Battle of Volta Mantovana (1848)

On the morning of the 26th, at a general staff meeting held at Goito, King Charles Albert of Sardinia ordered General De Sonnaz's third corps to march to nearby Volta Mantovana (abandoned by the retreating Piedmontese) and to either cover the Piedmontese retreat or frustrate the Austrian advance across the Mincio, made possible by the nearby Viscontean bridge connecting Valeggio sul Mincio to Borghetto.

Austrian General Konstantin D'Aspré's Second Army corps had similar orders to secure Volta Mantovana, and troops under his command reached the town shortly before the Piedmontese.

An Austrian brigade led by Major General Friedrich von und zu Liechtenstein occupied Volta and some of the morenic hills nearby around 6 pm on the 26th.

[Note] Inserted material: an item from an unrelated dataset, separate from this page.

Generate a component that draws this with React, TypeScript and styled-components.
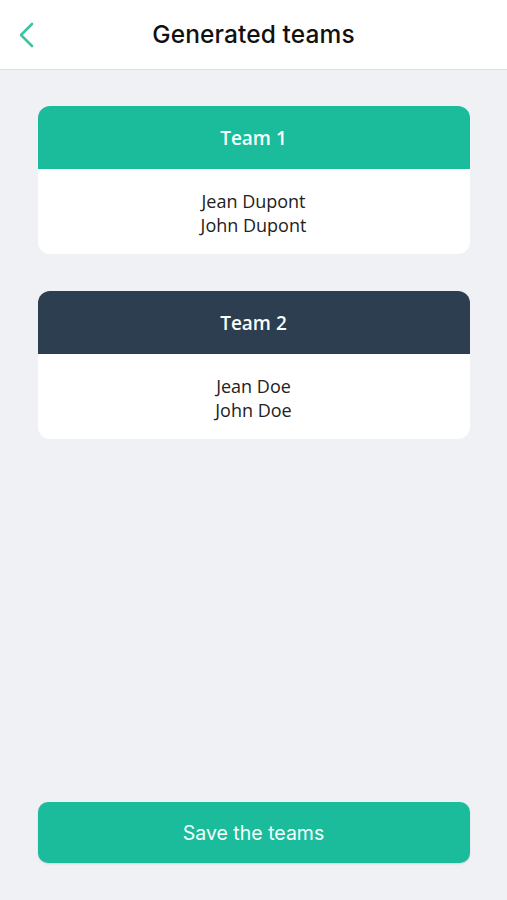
import React from "react";
import styled, { createGlobalStyle } from "styled-components";

const GlobalStyle = createGlobalStyle`
    html, body {
        margin: 0;
        padding: 0;
        background: #eff1f5;
    }
`;

const teams = [
    { name: "Team 1", color: "#1abc9c", members: ["Jean Dupont", "John Dupont"] },
    { name: "Team 2", color: "#2c3e50", members: ["Jean Doe", "John Doe"] },
];

const StyledPage = styled.div`
    display: flex;
    flex-direction: column;
    min-height: 100vh;
    background: #eff1f5;
`;

const StyledHeader = styled.header`
    position: relative;
    display: flex;
    align-items: center;
    justify-content: center;
    height: 70px;
    background: #ffffff;
    border-bottom: 1px solid #dcdee2;
    box-sizing: border-box;

    .back {
        position: absolute;
        top: 22px;
        left: 16px;
        width: 24px;
        height: 26px;
        padding: 0;
        border: none;
        background: none;
    }

    h1 {
        margin: 0 0 1px;
        font-family: Inter, "Liberation Sans", sans-serif;
        font-weight: 500;
        font-size: 24.5px;
        color: #111111;
        letter-spacing: 0.1px;
    }
`;

const StyledList = styled.main`
    display: flex;
    flex: 1;
    flex-direction: column;
    gap: 37px;
    width: 432px;
    margin: 0 auto;
    padding-top: 36px;
`;

const StyledCard = styled.section`
    overflow: hidden;
    border-radius: 12px;
    background: #ffffff;
    font-family: "Open Sans", "Liberation Sans", sans-serif;
    text-align: center;
`;

const StyledCardHead = styled.div<{ $color: string }>`
    height: 63px;
    line-height: 64px;
    background: ${(p) => p.$color};
    color: #f8fffd;
    font-weight: 600;
    font-size: 19px;
`;

const StyledMembers = styled.div`
    padding: 20px 0 17px;
    color: #222222;
    font-size: 18px;
    line-height: 24px;
`;

const StyledSave = styled.button`
    display: block;
    width: 432px;
    height: 61px;
    margin: 0 auto 37px;
    border: none;
    border-radius: 10px;
    background: #1abc9c;
    box-shadow: 0 1px 2px rgba(0, 0, 0, 0.12);
    color: #f4fffc;
    font-family: Inter, "Liberation Sans", sans-serif;
    font-weight: 400;
    font-size: 19.5px;
`;

function App() {
    return (
        <StyledPage>
            <GlobalStyle />
            <StyledHeader>
                <button className="back" aria-label="Back">
                    <svg width="24" height="26" viewBox="0 0 24 26">
                        <path
                            d="M16 2 L5 13 L16 24"
                            fill="none"
                            stroke="#3ec3a2"
                            strokeWidth="2.6"
                            strokeLinecap="round"
                            strokeLinejoin="round"
                        />
                    </svg>
                </button>
                <h1>Generated teams</h1>
            </StyledHeader>
            <StyledList>
                {teams.map((team) => (
                    <StyledCard key={team.name}>
                        <StyledCardHead $color={team.color}>{team.name}</StyledCardHead>
                        <StyledMembers>
                            {team.members.map((m) => (
                                <div key={m}>{m}</div>
                            ))}
                        </StyledMembers>
                    </StyledCard>
                ))}
            </StyledList>
            <StyledSave>Save the teams</StyledSave>
        </StyledPage>
    );
}

export default App;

The Austrian account of Dr. Schneidawind also states that the Savoia reached the village and captured several homesteads, but reinforcements from the Kinsky infantry regiment and the Szluiner grenzregiment (The Slunj border troops) threw the Piedmontese back.

Austrian accounts counted 77 dead, 175 wounded, 202 missing or unaccounted for (with most of the casualties coming from the 2nd Kaiserjäger battalion and the Archduke Franz Carl infantry regiment).